Jean Fox O'Barr
- Honorary Degree (2002)
Doctor of Humane Letters
Presenter: Myles Neil Brand
BIOGRAPHYMany women in academia consider Jean Fox O'Barr to be at the center of a change in attitude toward the study of women. "Jean was not only central to the effort to institutionalize women's studies research, but she also became the leading light in
establishing women's studies as a legitimate scholarly and pedagogical pursuit in academe," says Jean C. Robinson, dean for women's affairs at Indiana University Bloomington.
In 2000 O'Barr was named University Distinguished Service Professor at Duke University, and consistent with her record of groundbreaking achievements, she was the first woman in the school's history to receive this title. In the same year the Jean Fox O'Barr Professorship in Women's Studies at Duke was established by the Lee/Ewing Foundation in recognition of her impact on the study of women.
Her career path was still uncertain in 1964, when she left Indiana University with a B.A. in political science, but, after graduating with honors, O'Barr won a Woodrow Wilson fellowship and eventually earned both an M.A and a Ph.D. from Northwestern University in political science. Her graduate work at Northwestern took her to Tanzania to study its early democracy and led her to earn a certificate in African studies, a new discipline at the time. One of O'Barr's influential works in African studies is Africa in the Disciplines: Contributions of the Study of Africa to the Humanities and Social Sciences, edited with Robert Bates and Valentin Mudimbe. In all, she has written, edited, and contributed to nearly 100 books, articles, and reviews in her 32-year career.
When she left Northwestern in 1970, O'Barr moved to North Carolina to begin her teaching career at Duke University. Her first class was the first of its kind at an American university—a class on women in the Third World. Just two years later, she was chosen by the Women's College alumnae to head the university's new Continuing Education Program. The program was established to keep higher education open to women while the men's and women's colleges at Duke merged into the modern university. In her time as director, she transformed a program that focused exclusively on women into one that includes women and men and offers credit and noncredit programs. Her efforts at Duke were nationally recognized, and in 1978 the magazine Change named her among One Hundred Outstanding Young Leaders in Education.
Accepting an offer from the dean of Trinity College at Duke, O'Barr became the chair of the newly created Women's Studies Program in 1983. The program soon became a place for the serious study and support of women. The year after becoming the head of the program, O'Barr was a subject in the study of 25 influential female leaders of the women's movement by the Ford and Exxon Education Foundation. During the past two decades O'Barr has overseen an extensive fundraising effort for the program, securing millions of dollars in endowments.

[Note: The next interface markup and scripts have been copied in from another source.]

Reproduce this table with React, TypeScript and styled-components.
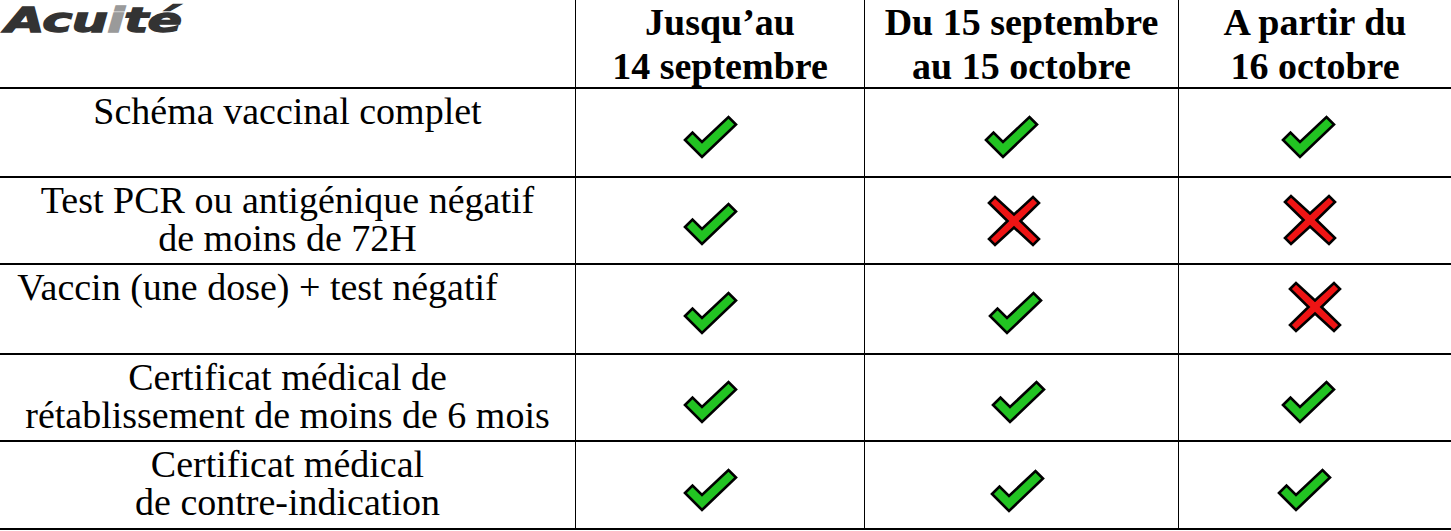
import * as React from 'react';
import styled, { createGlobalStyle } from 'styled-components';

const GlobalStyle = createGlobalStyle`
  html, body {
    margin: 0;
    padding: 0;
    background: #ffffff;
    overflow: hidden;
  }
`;

const Grid = styled.div`
  display: grid;
  grid-template-columns: 575px 289px 314px 273px;
  grid-template-rows: 89px 89px 87px 90px 87px 88px;
  width: 1451px;
  font-family: "Liberation Serif", "Times New Roman", serif;
  color: #000;
`;

const Cell = styled.div<{ $first?: boolean }>`
  border-bottom: 2px solid #000;
  border-left: ${(p) => (p.$first ? 'none' : '1px solid #000')};
  box-sizing: border-box;
  min-width: 0;
`;

const LogoCell = styled(Cell)`
  padding: 0 0 0 5px;
`;

const Logo = styled.div`
  font-family: "DejaVu Sans", sans-serif;
  font-weight: 700;
  font-style: italic;
  font-size: 34px;
  line-height: 40px;
  color: #333333;
  letter-spacing: -0.5px;
  -webkit-text-stroke: 1.3px currentColor;
  transform: scaleX(1.5);
  transform-origin: left top;
  display: inline-block;
`;

const LogoI = styled.span`
  color: #9a9a9a;
`;

const HeadCell = styled(Cell)`
  text-align: center;
  font-weight: 700;
  font-size: 38px;
  line-height: 44px;
  padding-top: 0;
`;

const LabelCell = styled(Cell)<{ $shift?: number }>`
  text-align: center;
  font-size: 38px;
  line-height: 38px;
  padding-top: 3px;
  padding-right: ${(p) => (p.$shift ? `${p.$shift}px` : '0')};
  white-space: nowrap;
`;

const MarkCell = styled(Cell)`
  display: flex;
  align-items: center;
  justify-content: center;
`;

const MarkBox = styled.div<{ $dx: number; $dy: number }>`
  display: flex;
  transform: translate(${(p) => p.$dx}px, ${(p) => p.$dy}px);
`;

const Check = () => (
  <svg width="55" height="44" viewBox="0 0 55 44">
    <polygon
      points="2,25 9.5,17.5 19,27 45.5,2 53,9.5 19,42"
      fill="#22c322"
      stroke="#000"
      strokeWidth="2.6"
      strokeLinejoin="miter"
    />
  </svg>
);

const Cross = () => (
  <svg width="54" height="52" viewBox="0 0 54 52">
    <polygon
      points="2,8 8,2 27,19.5 46,2 52,8 33.5,26 52,44 46,50 27,32.5 8,50 2,44 20.5,26"
      fill="#ee1414"
      stroke="#000"
      strokeWidth="2.6"
      strokeLinejoin="miter"
    />
  </svg>
);

type Mark = { ok: boolean; dx: number; dy: number };

const rows: { label: string[]; shift?: number; marks: Mark[] }[] = [
  {
    label: ['Schéma vaccinal complet'],
    marks: [
      { ok: true, dx: -10, dy: 4 },
      { ok: true, dx: -10, dy: 4 },
      { ok: true, dx: -7, dy: 4 },
    ],
  },
  {
    label: ['Test PCR ou antigénique négatif', 'de moins de 72H'],
    marks: [
      { ok: true, dx: -10, dy: 3 },
      { ok: false, dx: -8, dy: 0 },
      { ok: false, dx: -5, dy: -1 },
    ],
  },
  {
    label: ['Vaccin (une dose) + test négatif'],
    shift: 60,
    marks: [
      { ok: true, dx: -10, dy: 4 },
      { ok: true, dx: -6, dy: 4 },
      { ok: false, dx: 0, dy: -2 },
    ],
  },
  {
    label: ['Certificat médical de', 'rétablissement de moins de 6 mois'],
    marks: [
      { ok: true, dx: -10, dy: 4 },
      { ok: true, dx: -3, dy: 4 },
      { ok: true, dx: -7, dy: 4 },
    ],
  },
  {
    label: ['Certificat médical', 'de contre-indication'],
    marks: [
      { ok: true, dx: -10, dy: 5 },
      { ok: true, dx: -4, dy: 6 },
      { ok: true, dx: -11, dy: 5 },
    ],
  },
];

const heads = [
  ['Jusqu’au', '14 septembre'],
  ['Du 15 septembre', 'au 15 octobre'],
  ['A partir du', '16 octobre'],
];

const App = () => {
  return (
    <>
      <GlobalStyle />
      <Grid>
        <LogoCell $first>
          <Logo>
            Acu<LogoI>i</LogoI>té
          </Logo>
        </LogoCell>
        {heads.map((h, i) => (
          <HeadCell key={i}>
            {h.map((line, j) => (
              <div key={j}>{line}</div>
            ))}
          </HeadCell>
        ))}
        {rows.map((r, i) => (
          <React.Fragment key={i}>
            <LabelCell $first $shift={r.shift}>
              {r.label.map((line, j) => (
                <div key={j}>{line}</div>
              ))}
            </LabelCell>
            {r.marks.map((m, j) => (
              <MarkCell key={j}>
                <MarkBox $dx={m.dx} $dy={m.dy}>
                  {m.ok ? <Check /> : <Cross />}
                </MarkBox>
              </MarkCell>
            ))}
          </React.Fragment>
        ))}
      </Grid>
    </>
  );
};

export default App;
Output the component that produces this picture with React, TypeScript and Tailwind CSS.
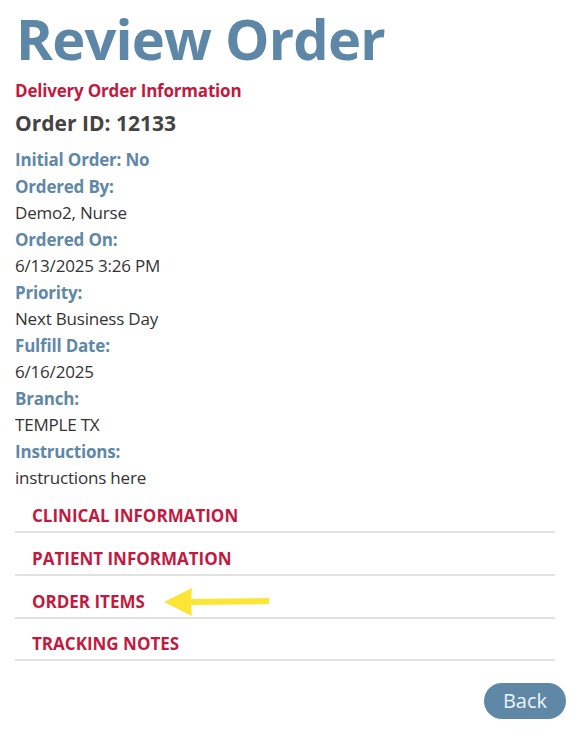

In 1985 the program faculty won the opportunity to edit Signs: Journal of Women in Culture and Society, an internationally known feminist journal. "The journal, under the leadership of Jean O'Barr, was known to be highly selective and hugely significant in determining the direction of women's studies in disciplines from political science to literature, from film studies to history of science," says Robinson. When the journal left Duke five years later, it consisted of a collection of influential volumes representing the cutting edge of feminist scholarship. Robyn Wiegman, Margaret Taylor Smith Director of Women's Studies at Duke University, says that O'Barr "often refers to the work of editing Signs as her 'postdoc' in feminist studies."
At the same time her administrative accomplishments were being rewarded, O'Barr's dedication to students and her talent in the classroom were recognized with the Richard Lublin Award for Excellence in Teaching.